SHORT TASK: Identify every line in the records below that contains the word "screenshot", and copy each of those lines.

PROVIDED DATA:
** start **

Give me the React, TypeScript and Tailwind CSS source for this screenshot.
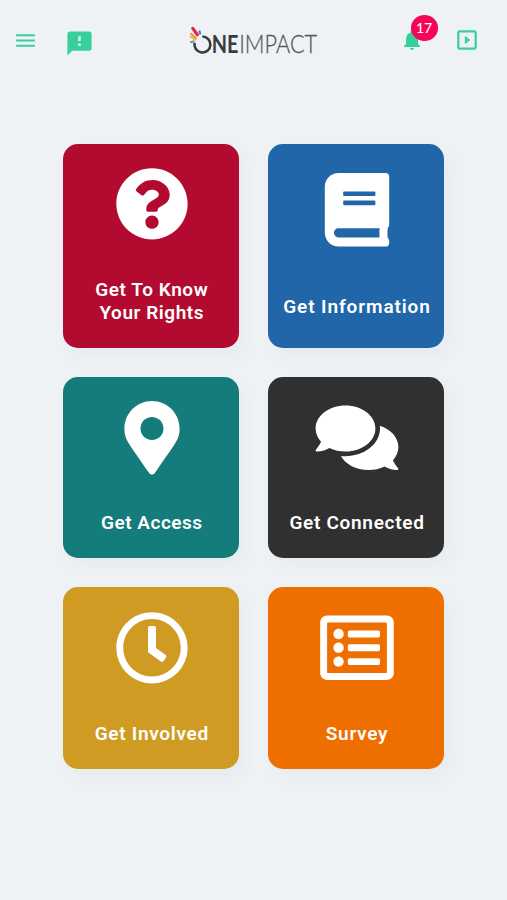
import type { IconType } from 'react-icons'
import { FaBook, FaComments, FaMapMarkerAlt, FaQuestionCircle, FaRegClock, FaRegListAlt } from 'react-icons/fa'
import { MdFeedback, MdMenu, MdNotifications, MdOutlineSlideshow } from 'react-icons/md'
import { clsx } from 'clsx'

interface Tile {
  lines: string[]
  icon: IconType
  color: string
  spacing: string
  tracking: string
}

const TILES: Tile[] = [
  { lines: ['Get To Know', 'Your Rights'], icon: FaQuestionCircle, color: 'bg-[#b30b30]', spacing: 'pt-[23px] pb-6', tracking: 'tracking-[0.55px]' },
  { lines: ['Get Information'], icon: FaBook, color: 'bg-[#2066a8]', spacing: 'pt-[29px] pb-[30px]', tracking: 'tracking-[0.9px]' },
  { lines: ['Get Access'], icon: FaMapMarkerAlt, color: 'bg-[#147c7b]', spacing: 'pt-6 pb-6', tracking: 'tracking-[0.5px]' },
  { lines: ['Get Connected'], icon: FaComments, color: 'bg-[#303030]', spacing: 'pt-6 pb-6', tracking: 'tracking-[0.7px]' },
  { lines: ['Get Involved'], icon: FaRegClock, color: 'bg-[#cf9b22]', spacing: 'pt-6 pb-6', tracking: 'tracking-[0.7px]' },
  { lines: ['Survey'], icon: FaRegListAlt, color: 'bg-[#ef6e00]', spacing: 'pt-6 pb-6', tracking: 'tracking-[0.7px]' },
]

function Logo() {
  return (
    <svg width="132" height="36" viewBox="0 0 132 36" className="font-['Lato',sans-serif]">
      {/* open ring of the O */}
      <path d="M13.4 10.5A8 8 0 1 1 5.6 16.8" fill="none" stroke="#3b3b3d" strokeWidth="2.6" />
      <g strokeLinecap="round" fill="none">
        <path d="M3.8 2.4l4.6 6.4" stroke="#e0264b" strokeWidth="3.2" />
        <path d="M2 7.8l5 4.4" stroke="#f08a3c" strokeWidth="2" />
        <path d="M1.6 10.6l4.6 3" stroke="#f5bd3c" strokeWidth="2" />
        <path d="M2 16l2.8 -0.5" stroke="#35a6c4" strokeWidth="2" />
        <path d="M10.6 5.2l0.5 2.6" stroke="#5575bb" strokeWidth="2" />
      </g>
      <g transform="translate(22.8 27.2) scale(0.82 1)">
        <text fontSize="25" fontWeight="700" fill="#3b3b3d" textLength="32.6" lengthAdjust="spacingAndGlyphs">
          NE
        </text>
      </g>
      <g transform="translate(50.2 27.2) scale(0.86 1)">
        <text fontSize="25" fontWeight="300" fill="#58585a" stroke="#58585a" strokeWidth="0.3" textLength="90.6" lengthAdjust="spacingAndGlyphs">
          IMPACT
        </text>
      </g>
    </svg>
  )
}

function Header() {
  return (
    <header className="flex h-20 items-start pl-[13px] pr-[27px] text-[#39cf9d]">
      <button className="mt-7">
        <MdMenu className="size-[25px]" />
      </button>
      <button className="ml-[27px] mt-[29px]">
        <MdFeedback className="size-[29px]" />
      </button>
      <div className="ml-[95px] mt-[26px]">
        <Logo />
      </div>
      <button className="relative ml-auto mt-7">
        <MdNotifications className="size-6" />
        <span className="absolute -top-[13px] left-[10.5px] flex h-[25.5px] w-[27px] items-center justify-center rounded-[50%] bg-[#f50458] font-['Lato',sans-serif] text-[14px] font-medium text-white">
          17
        </span>
      </button>
      <button className="ml-[30px] mt-[27px]">
        <MdOutlineSlideshow className="size-[26px]" />
      </button>
    </header>
  )
}

function MenuTile({ tile }: { tile: Tile }) {
  const Icon = tile.icon

  return (
    <a
      className={clsx(
        'flex flex-col items-center justify-between rounded-[15px] pl-px text-white shadow-[6px_8px_16px_rgba(60,70,90,0.04)]',
        tile.color,
        tile.spacing,
      )}
    >
      <Icon className="h-[73.6px] w-[84px]" />
      <span
        className={clsx(
          "text-center font-['Roboto',sans-serif] text-[19px] font-semibold leading-[23px] whitespace-nowrap",
          tile.tracking,
        )}
      >
        {tile.lines.map((line) => (
          <span key={line} className="block">
            {line}
          </span>
        ))}
      </span>
    </a>
  )
}

export default function App() {
  return (
    <div className="h-[900px] w-[507px] overflow-hidden bg-[#eef2f5]">
      <Header />
      <main className="mt-16 grid grid-cols-[176px_176px] grid-rows-[204px_181px_182px] gap-x-[29.2px] gap-y-[29px] pl-[63.3px]">
        {TILES.map((tile) => (
          <MenuTile key={tile.lines[0]} tile={tile} />
        ))}
      </main>
    </div>
  )
}
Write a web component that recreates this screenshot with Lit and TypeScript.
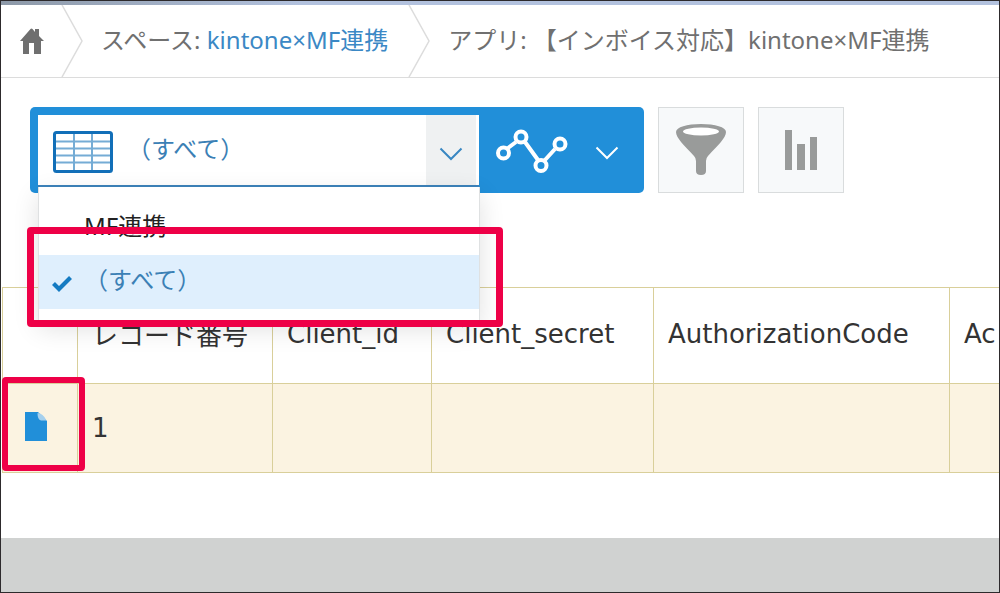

** end **

EXPECTED OUTPUT:
Give me the React, TypeScript and Tailwind CSS source for this screenshot.
Write a web component that recreates this screenshot with Lit and TypeScript.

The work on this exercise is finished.